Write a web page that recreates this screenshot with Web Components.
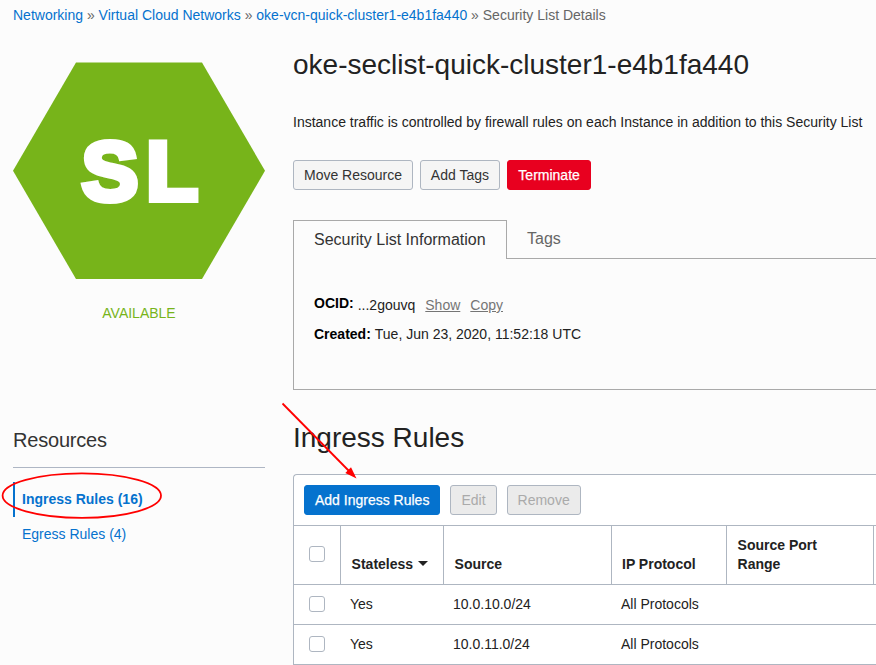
<!DOCTYPE html>
<html lang="en">
<head>
<meta charset="utf-8">
<title>Security List Details</title>
<style>
body { margin: 0; background: #fcfcfc; font: 14px/20px "Liberation Sans", Arial, sans-serif; color: #000; overflow: hidden; }
</style>
</head>
<body>
<security-page></security-page>
<script>
const define = (name, html, setup) => customElements.define(name, class extends HTMLElement {
  constructor() {
    super();
    const t = document.createElement('template');
    t.innerHTML = html;
    this.attachShadow({ mode: 'open' }).append(t.content.cloneNode(true));
  }
  connectedCallback() { if (setup) setup(this, this.shadowRoot); }
});

define('crumb-trail', `
<style>
:host { display: block; height: 20px; padding: 5px 0 0 13px; color: #666; white-space: nowrap; }
::slotted(a) { color: #0572ce; text-decoration: none; }
</style><slot></slot>`);

define('ui-button', `
<style>
:host { display: inline-flex; }
button { box-sizing: border-box; height: 30px; margin: 0; padding: 0 10px; border: 1px solid #aeb6c1; border-radius: 3px; background: #f5f5f5; color: #333; font: inherit; line-height: 28px; white-space: nowrap; }
:host([kind=danger]) button { background: #e8001f; border-color: #e8001f; padding: 0 10.6px; color: #fff; -webkit-text-stroke: .25px #fff; }
:host([kind=primary]) button { background: #0572ce; border-color: #0572ce; color: #fff; -webkit-text-stroke: .25px #fff; }
:host([disabled]) button { background: #ebebeb; color: #aaa; }
</style><button><slot></slot></button>`, (el, root) => {
  root.querySelector('button').tabIndex = el.hasAttribute('disabled') ? -1 : 0;
});

define('status-hexagon', `
<style>
:host { display: block; width: 252px; color: #77b41a; text-align: center; }
svg { display: block; }
text { font: bold 83px "Liberation Sans", Arial, sans-serif; fill: #fff; stroke: #fff; stroke-width: 6; stroke-linejoin: miter; }
div { margin-top: 24px; }
</style>
<svg width="252" height="217" viewBox="0 0 252 217">
<path d="M63 .6H189L252 108.8L189 217H63L0 108.8Z" fill="#77b41a"/>
<text transform="scale(1.02 1)" x="67.4 130.7" y="138">SL</text>
</svg>
<div><slot></slot></div>`);

define('nav-item', `
<style>
:host { display: block; height: 35px; line-height: 35px; padding-left: 7px; border-left: 2px solid transparent; color: #0572ce; }
:host([active]) { border-left-color: #0572ce; font-weight: bold; }
</style><slot></slot>`);

define('resource-nav', `
<style>
:host { display: block; position: relative; margin-top: 105px; }
h2 { margin: 0; height: 39px; border-bottom: 1px solid #aeb6c4; font-size: 20px; line-height: 24px; font-weight: normal; letter-spacing: -.2px; color: #333; }
nav { padding-top: 14px; }
svg { position: absolute; left: -13px; top: 42px; }
</style>
<h2>Resources</h2>
<nav><nav-item active>Ingress Rules (16)</nav-item><nav-item>Egress Rules (4)</nav-item></nav>
<svg width="170" height="52"><ellipse cx="81.8" cy="25.6" rx="79.2" ry="22.3" fill="none" stroke="#f00" stroke-width="1.8"/></svg>`);

define('info-tabs', `
<style>
:host { display: block; height: 170px; margin-top: 30px; }
.bar { display: flex; height: 39px; font-size: 16px; }
.on { box-sizing: border-box; width: 214px; border: 1px solid #a9a9a9; border-bottom: 0; padding-left: 20px; line-height: 38px; color: #333; }
.off { flex: 1; box-sizing: border-box; border-bottom: 1px solid #a9a9a9; padding-left: 20px; line-height: 38px; color: #666; }
.body { box-sizing: border-box; height: 131px; border: solid #a9a9a9; border-width: 0 0 1px 1px; padding: 34px 0 0 20px; }
.row { display: flex; align-items: flex-start; height: 31px; white-space: nowrap; }
b { margin-right: 4px; }
.id { display: flex; gap: 10px; padding-top: 2px; }
u { color: #757575; }
.v { color: #222; }
</style>
<div class="bar"><div class="on">Security List Information</div><div class="off">Tags</div></div>
<div class="body">
<div class="row"><b>OCID:</b><div class="id"><span class="v">...2gouvq</span><u>Show</u><u>Copy</u></div></div>
<div class="row"><b>Created:</b><span class="v">Tue, Jun 23, 2020, 11:52:18 UTC</span></div>
</div>`);

define('check-box', `
<style>
:host { display: block; box-sizing: border-box; width: 16px; height: 16px; border: 1px solid #aeb6c1; border-radius: 3px; background: #fff; }
</style>`);

define('rule-row', `
<style>
:host { display: grid; grid-template-columns: 46px 103px 168px 115px 147px 1fr; box-sizing: border-box; height: 40px; padding-bottom: 1px; align-items: center; border-bottom: 1px solid #aeb6c1; color: #222; }
check-box { margin-left: 15px; }
span { padding-left: 10px; }
</style>
<check-box></check-box>
<span><slot name="stateless"></slot></span><span><slot name="source"></slot></span><span><slot name="protocol"></slot></span>`);

define('rules-table', `
<style>
:host { display: block; width: 640px; box-sizing: border-box; border: solid #aeb6c1; border-width: 1px 0 0 1px; border-radius: 4px 0 0 0; background: #fff; }
.tools { display: flex; gap: 10px; height: 40px; padding: 10px 10px 0; border-bottom: 1px solid #aeb6c1; }
.head { display: grid; grid-template-columns: 46px 103px 168px 115px 147px 1fr; height: 58px; border-bottom: 1px solid #aeb6c1; font-weight: bold; line-height: 19px; color: #222; }
.head > div { box-sizing: border-box; display: flex; align-items: flex-end; padding: 0 9px 10px 10.6px; border-left: 1px solid #aeb6c1; }
.head > .c { align-items: flex-start; border: 0; padding: 20px 0 0 15px; }
.head > .p { padding-left: 10px; }
svg { margin: 0 0 8px 5px; }
</style>
<div class="tools"><ui-button kind="primary">Add Ingress Rules</ui-button><ui-button disabled>Edit</ui-button><ui-button disabled>Remove</ui-button></div>
<div class="head"><div class="c"><check-box></check-box></div>
<div>Stateless<svg width="10" height="5"><path d="M0 0H10L5 5Z" fill="#222"/></svg></div>
<div>Source</div><div class="p">IP Protocol</div><div>Source Port<br>Range</div><div></div></div>
<slot></slot>`);

define('red-arrow', `
<style>
:host { position: absolute; left: 280px; top: 400px; width: 80px; height: 80px; pointer-events: none; }
svg { display: block; }
</style>
<svg width="80" height="80"><path d="M2.5 3.5L69 71" stroke="#f00" stroke-width="1.8"/><path d="M76.5 78.5L65.3 73.1L71 67.3Z" fill="#f00"/></svg>`);

define('security-page', `
<style>
:host { display: block; position: relative; height: 665px; overflow: hidden; }
.cols { display: grid; grid-template-columns: 252px 1fr; column-gap: 28px; padding-left: 13px; }
.left { padding-top: 37px; }
.right { min-width: 0; padding-top: 23px; }
h1, h2 { margin: 0; font-size: 28px; line-height: 34px; font-weight: normal; color: #222; white-space: nowrap; }
p { margin: 30px 0 28px; color: #222; white-space: nowrap; }
.actions { display: flex; gap: 6.8px; }
h2 { margin: 31px 0 19px; }
</style>
<crumb-trail><a>Networking</a> » <a>Virtual Cloud Networks</a> » <a>oke-vcn-quick-cluster1-e4b1fa440</a> » Security List Details</crumb-trail>
<div class="cols">
<div class="left"><status-hexagon>AVAILABLE</status-hexagon><resource-nav></resource-nav></div>
<div class="right">
<h1>oke-seclist-quick-cluster1-e4b1fa440</h1>
<p>Instance traffic is controlled by firewall rules on each Instance in addition to this Security List</p>
<div class="actions"><ui-button>Move Resource</ui-button><ui-button>Add Tags</ui-button><ui-button kind="danger">Terminate</ui-button></div>
<info-tabs></info-tabs>
<h2>Ingress Rules</h2>
<rules-table>
<rule-row><span slot="stateless">Yes</span><span slot="source">10.0.10.0/24</span><span slot="protocol">All Protocols</span></rule-row>
<rule-row><span slot="stateless">Yes</span><span slot="source">10.0.11.0/24</span><span slot="protocol">All Protocols</span></rule-row>
</rules-table>
</div>
</div>
<red-arrow></red-arrow>`);
</script>
</body>
</html>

• • • •

_Task instructions_: All lines holding the word "page" should be picked out and copied.

_Result_:
Write a web page that recreates this screenshot with Web Components.
<security-page></security-page>
define('security-page', `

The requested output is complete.